> [Instructions for the task]
Return only those lines from the line containing "What React and" to the line containing "const DASH = '1px dashed #8a8a8a';", both included, and please omit the pictures.

> [Entries supplied]
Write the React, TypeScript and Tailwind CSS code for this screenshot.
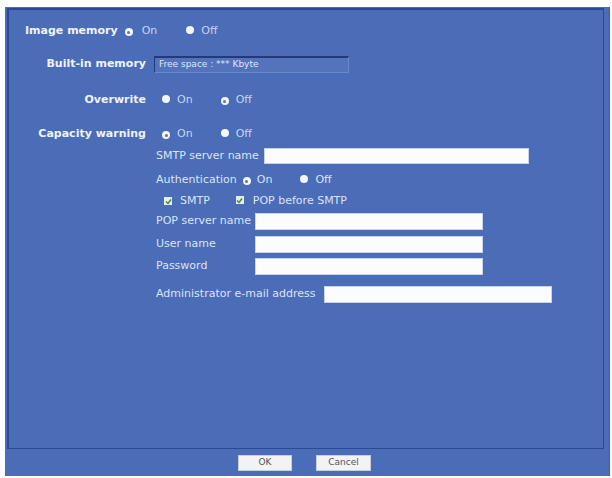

---

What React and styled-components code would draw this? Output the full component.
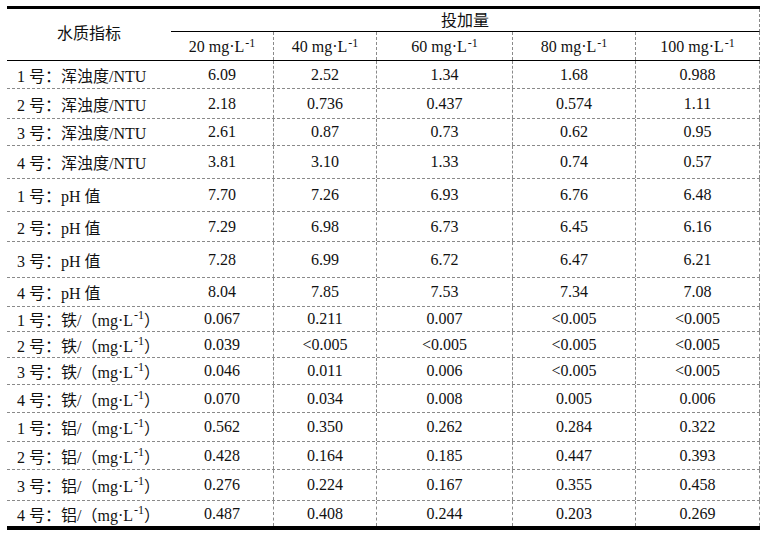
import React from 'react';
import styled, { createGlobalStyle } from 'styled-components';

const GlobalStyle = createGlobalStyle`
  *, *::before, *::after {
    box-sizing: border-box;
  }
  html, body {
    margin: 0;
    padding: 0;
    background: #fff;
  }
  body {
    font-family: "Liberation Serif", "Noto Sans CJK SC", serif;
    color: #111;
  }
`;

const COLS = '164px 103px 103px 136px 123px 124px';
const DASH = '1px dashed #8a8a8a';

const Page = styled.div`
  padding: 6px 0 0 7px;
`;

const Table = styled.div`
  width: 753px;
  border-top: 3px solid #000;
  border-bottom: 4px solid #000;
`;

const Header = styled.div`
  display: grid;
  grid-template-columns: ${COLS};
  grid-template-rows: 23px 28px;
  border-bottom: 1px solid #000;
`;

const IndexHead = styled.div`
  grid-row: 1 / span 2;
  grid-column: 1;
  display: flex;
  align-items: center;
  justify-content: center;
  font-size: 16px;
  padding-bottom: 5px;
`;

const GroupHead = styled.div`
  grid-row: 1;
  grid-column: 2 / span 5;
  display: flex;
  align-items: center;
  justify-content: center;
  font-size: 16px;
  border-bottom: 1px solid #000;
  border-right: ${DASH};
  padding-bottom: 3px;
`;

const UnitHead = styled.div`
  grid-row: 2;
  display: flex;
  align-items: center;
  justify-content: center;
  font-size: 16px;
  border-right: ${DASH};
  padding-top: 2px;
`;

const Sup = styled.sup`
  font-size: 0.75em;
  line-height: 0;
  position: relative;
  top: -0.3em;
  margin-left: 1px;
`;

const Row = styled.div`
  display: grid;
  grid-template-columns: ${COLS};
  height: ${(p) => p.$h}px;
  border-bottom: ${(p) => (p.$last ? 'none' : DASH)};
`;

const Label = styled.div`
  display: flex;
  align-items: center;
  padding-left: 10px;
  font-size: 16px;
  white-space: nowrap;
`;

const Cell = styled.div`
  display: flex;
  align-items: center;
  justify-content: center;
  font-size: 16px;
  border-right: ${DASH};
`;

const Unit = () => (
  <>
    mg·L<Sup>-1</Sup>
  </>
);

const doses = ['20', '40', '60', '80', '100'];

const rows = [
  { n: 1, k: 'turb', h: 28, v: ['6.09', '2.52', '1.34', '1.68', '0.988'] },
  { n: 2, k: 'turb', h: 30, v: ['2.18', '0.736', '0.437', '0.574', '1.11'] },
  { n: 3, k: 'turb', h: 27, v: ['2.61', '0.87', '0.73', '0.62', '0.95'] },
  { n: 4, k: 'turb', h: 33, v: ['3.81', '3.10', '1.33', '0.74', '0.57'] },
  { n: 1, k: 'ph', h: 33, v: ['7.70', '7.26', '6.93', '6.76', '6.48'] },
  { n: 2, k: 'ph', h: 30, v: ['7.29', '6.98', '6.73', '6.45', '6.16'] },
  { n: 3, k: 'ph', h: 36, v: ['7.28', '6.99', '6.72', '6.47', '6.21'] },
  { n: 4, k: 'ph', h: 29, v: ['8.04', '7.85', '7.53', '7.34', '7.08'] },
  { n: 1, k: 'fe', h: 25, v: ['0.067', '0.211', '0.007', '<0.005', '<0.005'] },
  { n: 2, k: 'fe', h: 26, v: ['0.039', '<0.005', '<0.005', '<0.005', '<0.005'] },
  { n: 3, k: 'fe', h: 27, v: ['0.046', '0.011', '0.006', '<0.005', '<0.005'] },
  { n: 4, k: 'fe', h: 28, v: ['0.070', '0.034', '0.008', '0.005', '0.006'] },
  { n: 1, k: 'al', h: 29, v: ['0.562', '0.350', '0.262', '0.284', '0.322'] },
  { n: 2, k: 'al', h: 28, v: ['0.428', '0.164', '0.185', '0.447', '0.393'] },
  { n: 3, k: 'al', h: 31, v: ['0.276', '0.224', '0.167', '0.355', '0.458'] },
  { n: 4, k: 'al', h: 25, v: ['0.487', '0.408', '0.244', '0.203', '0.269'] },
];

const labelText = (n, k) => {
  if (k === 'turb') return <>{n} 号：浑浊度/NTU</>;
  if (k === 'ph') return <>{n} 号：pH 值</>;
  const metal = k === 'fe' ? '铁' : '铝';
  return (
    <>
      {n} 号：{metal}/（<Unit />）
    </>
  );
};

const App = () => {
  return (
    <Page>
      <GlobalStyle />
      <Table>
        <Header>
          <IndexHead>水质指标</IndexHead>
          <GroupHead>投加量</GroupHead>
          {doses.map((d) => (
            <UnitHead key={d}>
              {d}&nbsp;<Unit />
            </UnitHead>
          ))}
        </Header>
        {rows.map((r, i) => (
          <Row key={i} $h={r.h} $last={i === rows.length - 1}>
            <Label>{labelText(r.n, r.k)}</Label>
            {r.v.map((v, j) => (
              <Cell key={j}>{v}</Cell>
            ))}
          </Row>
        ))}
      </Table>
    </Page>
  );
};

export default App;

...

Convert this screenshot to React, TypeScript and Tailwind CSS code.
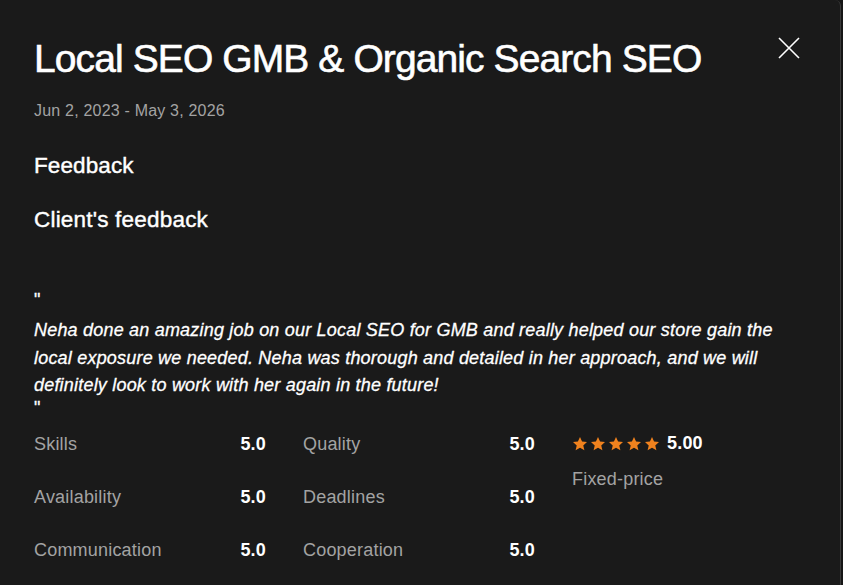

> [Result]
What React and styled-components code would draw this? Output the full component.
import React from 'react';
import styled, { createGlobalStyle } from 'styled-components';

const GlobalStyle = createGlobalStyle`
  *, *::before, *::after {
    box-sizing: border-box;
  }
  html, body {
    margin: 0;
    padding: 0;
    background: #fff;
  }
  body {
    font-family: "Liberation Serif", "Noto Sans CJK SC", serif;
    color: #111;
  }
`;

const COLS = '164px 103px 103px 136px 123px 124px';
const DASH = '1px dashed #8a8a8a';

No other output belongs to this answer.